Slowing Too Early?
Back in March 2020, we witnessed the worst hit to the United States economy in recent years, with the GDP decreasing by 34.3 percent and the unemployment rate spiking to 14.7 percent. This was due to the COVID-19 pandemic, which shattered the overheated economy to pieces. Ever since, the US has been working to mend it, with the pieces being the stock market and corporations, the labor market, interest rates, etc. So far, the recovery has been taking place, with the stock market roaring to new highs, the unemployment rate falling to 6.1 percent, and the GDP continuing to steadily grow. However, today’s focus is going to be on the labor market.
Every month, the US Bureau of Labor Statistics releases a job report highlighting how the labor market is doing, with statistics on the unemployment rate and how many jobs were added. The jobs report for April was released on Friday, and things didn’t look too good. The US was expected to add about 1 million jobs, and it completely missed the mark, adding only 260,000, leading to the unemployment rate rising from 6 percent to 6.1 percent. This was dubbed by many analysts as the worst jobs report of all time, but that might be going a bit too far.
The miss sparked a fierce debate about the unemployment benefits that have been given as critics say that it is doing nothing to help the economy, and businesses are citing it as a reason for not being able to find enough workers. However, the labor force is continuing to grow with 430,000 more people working or looking for work in April, which is a promising sign, and it proves that unemployment benefits aren’t the problem. Childcare is another problem as women are having to stay home to care for children with many daycares closed. This jobs report could push Biden to move forward with his four trillion-dollar infrastructure bill and childcare act, both of which plan to increase jobs, though many oppose those options also. The stock market’s reaction? You may be surprised, but the indices had an amazing day on Friday as the bad jobs report was good for the market.
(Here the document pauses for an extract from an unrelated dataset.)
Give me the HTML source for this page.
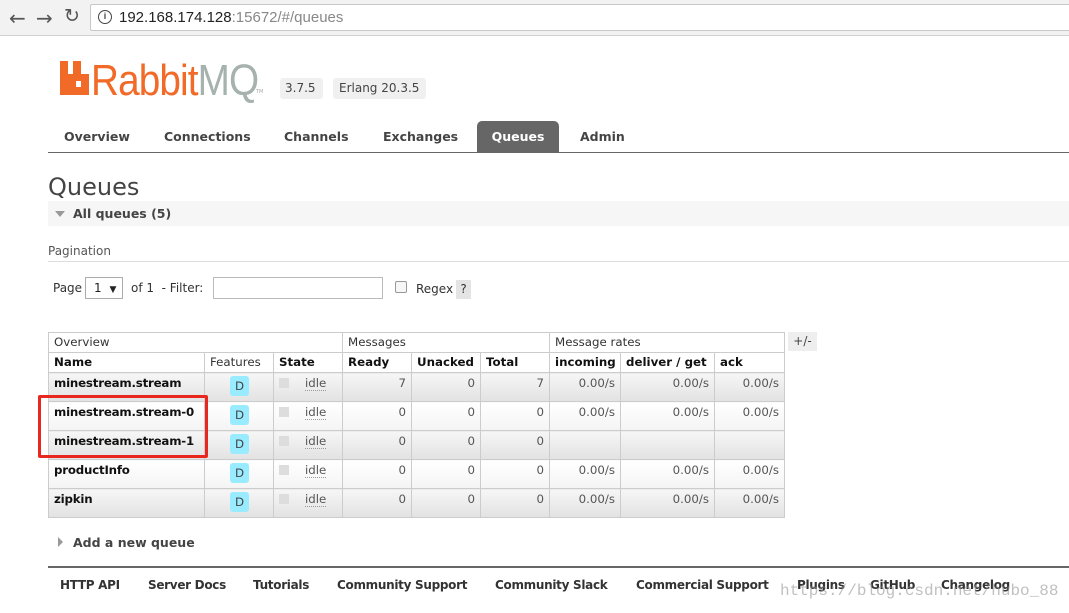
<!DOCTYPE html>
<html><head><meta charset="utf-8"><style>
*{margin:0;padding:0;box-sizing:border-box}
body{width:1069px;height:613px;overflow:hidden;background:#fff;font-family:"DejaVu Sans","Liberation Sans",sans-serif;font-size:12px;color:#444;position:relative}
.a{position:absolute;white-space:nowrap}
.chrome{left:0;top:0;width:1069px;height:36px;background:#f2f2f2;border-bottom:1px solid #d0d0d0}
.url{left:90px;top:4px;width:990px;height:27px;background:#fff;border:1px solid #c8c8c8;border-radius:2px;font-family:"Liberation Sans",sans-serif;font-size:15px;color:#222;padding:4px 0 0 28px}
.tab{top:121px;height:31px;font-weight:bold;font-size:12.5px;color:#444;padding-top:8px}
table{position:absolute;left:48px;top:332px;width:736px;border-collapse:collapse;table-layout:fixed;font-size:11.8px}
td{border:1px solid #ccc;padding:0 5px;vertical-align:top;height:29px;padding-top:3px;color:#555;white-space:nowrap;overflow:hidden}
tr.h td{height:20px;padding-top:2px;color:#333}
tr.h2 td{font-weight:bold;color:#111}
tr.h2 td.n{font-weight:normal;color:#333}
tr.g td{background:linear-gradient(#f6f6f6,#e2e2e2)}
tr.w td{background:linear-gradient(#fff,#f4f4f4)}
td.nm{font-weight:bold;color:#111;letter-spacing:-0.2px}
td.r{text-align:right}
.d{display:inline-block;width:19px;height:20px;background:#99ebff;border-radius:3px;color:#444;text-align:center;line-height:20px;margin:3px 0 0 25px}
.ck{display:inline-block;width:10px;height:10px;background:#ddd;margin:2px 0 0 0;vertical-align:top}
.idle{display:inline-block;margin-left:16px;border-bottom:1px dotted #999;line-height:14px}
.f{position:absolute;top:578px;font-weight:bold;font-size:12px;white-space:nowrap;color:#333;letter-spacing:-0.3px}
</style></head><body>
<div class="a chrome"></div>
<div class="a" style="left:9px;top:6px;font-size:20px;color:#555">&#8592;</div>
<div class="a" style="left:36px;top:6px;font-size:20px;color:#555">&#8594;</div>
<div class="a" style="left:64px;top:5px;font-size:19px;color:#555">&#8635;</div>
<div class="a url">192.168.174.128<span style="color:#888">:15672/#/queues</span></div>
<div class="a" style="left:98px;top:10px;width:14px;height:14px;border:1.5px solid #444;border-radius:50%;font-size:9px;text-align:center;line-height:11px;color:#444;font-weight:bold;font-family:'Liberation Sans'">i</div>

<svg class="a" style="left:60px;top:61px" width="30" height="34"><rect x="0" y="0" width="8" height="34" fill="#f26a28"/><rect x="13" y="0" width="8" height="14" fill="#f26a28"/><rect x="0" y="13" width="29" height="21" fill="#f26a28"/><rect x="16" y="20" width="5" height="6" fill="#fff"/></svg>
<div class="a" style="left:91px;top:56px;font-family:'Liberation Sans';font-size:44px;letter-spacing:-1px;color:#f26a28;transform:scaleX(.88);transform-origin:left">Rabbit<span style="color:#a6b2ad">MQ</span></div>
<div class="a" style="left:256px;top:89px;font-size:5px;color:#aaa">TM</div>
<div class="a" style="left:280px;top:78px;width:43px;height:21px;background:#f0f0f0;border-radius:3px;font-size:12px;padding:3px 0 0 5px">3.7.5</div>
<div class="a" style="left:333px;top:78px;width:93px;height:21px;background:#f0f0f0;border-radius:3px;font-size:12px;padding:3px 0 0 6px">Erlang 20.3.5</div>

<div class="a tab" style="left:64px">Overview</div>
<div class="a tab" style="left:164px">Connections</div>
<div class="a tab" style="left:284px">Channels</div>
<div class="a tab" style="left:383px">Exchanges</div>
<div class="a tab" style="left:477px;width:82px;background:#666;color:#fff;border-radius:5px 5px 0 0;text-align:center">Queues</div>
<div class="a tab" style="left:580px">Admin</div>
<div class="a" style="left:48px;top:152px;width:1021px;height:1px;background:#666"></div>

<div class="a" style="left:48px;top:173px;font-size:24px;color:#444">Queues</div>
<div class="a" style="left:48px;top:201px;width:1021px;height:25px;background:#f6f6f6"></div>
<div class="a" style="left:55px;top:211px;width:0;height:0;border-left:5px solid transparent;border-right:5px solid transparent;border-top:6px solid #999"></div>
<div class="a" style="left:73px;top:206px;font-weight:bold;font-size:12.5px">All queues (5)</div>
<div class="a" style="left:48px;top:244px;font-size:12px;color:#555">Pagination</div>
<div class="a" style="left:48px;top:261px;width:1021px;height:1px;background:#ddd"></div>
<div class="a" style="left:53px;top:281px;font-size:12px;color:#333">Page</div>
<div class="a" style="left:85px;top:277px;width:38px;height:22px;border:1px solid #aaa;font-size:12px;padding:3px 0 0 8px;color:#222">1 <span style="font-size:9px;margin-left:4px">&#9660;</span></div>
<div class="a" style="left:131px;top:281px;font-size:12px;color:#333">of 1 &nbsp;- Filter:</div>
<div class="a" style="left:213px;top:277px;width:170px;height:22px;border:1px solid #bbb"></div>
<div class="a" style="left:395px;top:281px;width:12px;height:12px;border:1px solid #999;border-radius:2px;background:#f6f6f6"></div>
<div class="a" style="left:416px;top:282px;font-size:12px;color:#333">Regex</div>
<div class="a" style="left:456px;top:280px;width:15px;height:19px;background:#e4e4e4;font-size:12px;text-align:center;padding-top:2px;color:#333">?</div>

<table>
<colgroup><col style="width:156px"><col style="width:69px"><col style="width:69px"><col style="width:69px"><col style="width:69px"><col style="width:69px"><col style="width:71px"><col style="width:94px"><col style="width:70px"></colgroup>
<tr class="h"><td colspan="3">Overview</td><td colspan="3">Messages</td><td colspan="3">Message rates</td></tr>
<tr class="h2 h"><td>Name</td><td class="n">Features</td><td>State</td><td>Ready</td><td>Unacked</td><td>Total</td><td>incoming</td><td>deliver / get</td><td>ack</td></tr>
<tr class="g"><td class="nm">minestream.stream</td><td style="padding:0"><span class="d">D</span></td><td><span class="ck"></span><span class="idle">idle</span></td><td class="r">7</td><td class="r">0</td><td class="r">7</td><td class="r">0.00/s</td><td class="r">0.00/s</td><td class="r">0.00/s</td></tr>
<tr class="w"><td class="nm">minestream.stream-0</td><td style="padding:0"><span class="d">D</span></td><td><span class="ck"></span><span class="idle">idle</span></td><td class="r">0</td><td class="r">0</td><td class="r">0</td><td class="r">0.00/s</td><td class="r">0.00/s</td><td class="r">0.00/s</td></tr>
<tr class="g"><td class="nm">minestream.stream-1</td><td style="padding:0"><span class="d">D</span></td><td><span class="ck"></span><span class="idle">idle</span></td><td class="r">0</td><td class="r">0</td><td class="r">0</td><td></td><td></td><td></td></tr>
<tr class="w"><td class="nm">productInfo</td><td style="padding:0"><span class="d">D</span></td><td><span class="ck"></span><span class="idle">idle</span></td><td class="r">0</td><td class="r">0</td><td class="r">0</td><td class="r">0.00/s</td><td class="r">0.00/s</td><td class="r">0.00/s</td></tr>
<tr class="g"><td class="nm">zipkin</td><td style="padding:0"><span class="d">D</span></td><td><span class="ck"></span><span class="idle">idle</span></td><td class="r">0</td><td class="r">0</td><td class="r">0</td><td class="r">0.00/s</td><td class="r">0.00/s</td><td class="r">0.00/s</td></tr>
</table>
<div class="a" style="left:788px;top:332px;width:29px;height:19px;background:#eee;font-size:12px;text-align:center;padding-top:2px;color:#444">+/-</div>
<div class="a" style="left:38px;top:395px;width:170px;height:63px;border:3px solid #e8281e;border-radius:2px"></div>

<div class="a" style="left:58px;top:537px;width:0;height:0;border-top:5px solid transparent;border-bottom:5px solid transparent;border-left:5px solid #999"></div>
<div class="a" style="left:73px;top:535px;font-weight:bold;font-size:12.5px">Add a new queue</div>
<div class="a" style="left:48px;top:566px;width:1021px;height:2px;background:#666"></div>
<div class="f" style="left:60px">HTTP API</div>
<div class="f" style="left:148px">Server Docs</div>
<div class="f" style="left:253px">Tutorials</div>
<div class="f" style="left:337px">Community Support</div>
<div class="f" style="left:495px">Community Slack</div>
<div class="f" style="left:636px">Commercial Support</div>
<div class="f" style="left:797px">Plugins</div>
<div class="f" style="left:870px">GitHub</div>
<div class="f" style="left:941px">Changelog</div>
<div class="a" style="left:780px;top:582px;font-family:'Liberation Mono';font-size:16px;color:rgba(150,150,150,.6)">https://blog.csdn.net/hubo_88</div>
</body></html>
The logic is that the bad jobs report would cause the Fed to keep rates lower and financial conditions like what it is currently, which would help the markets move higher. As we’ve learned in the past year, the stock market is not the economy. What do you think about the jobs report?
I am not a financial advisor and my comments should never be taken as financial advice. Investments come with risk, so always do your research and analysis beforehand.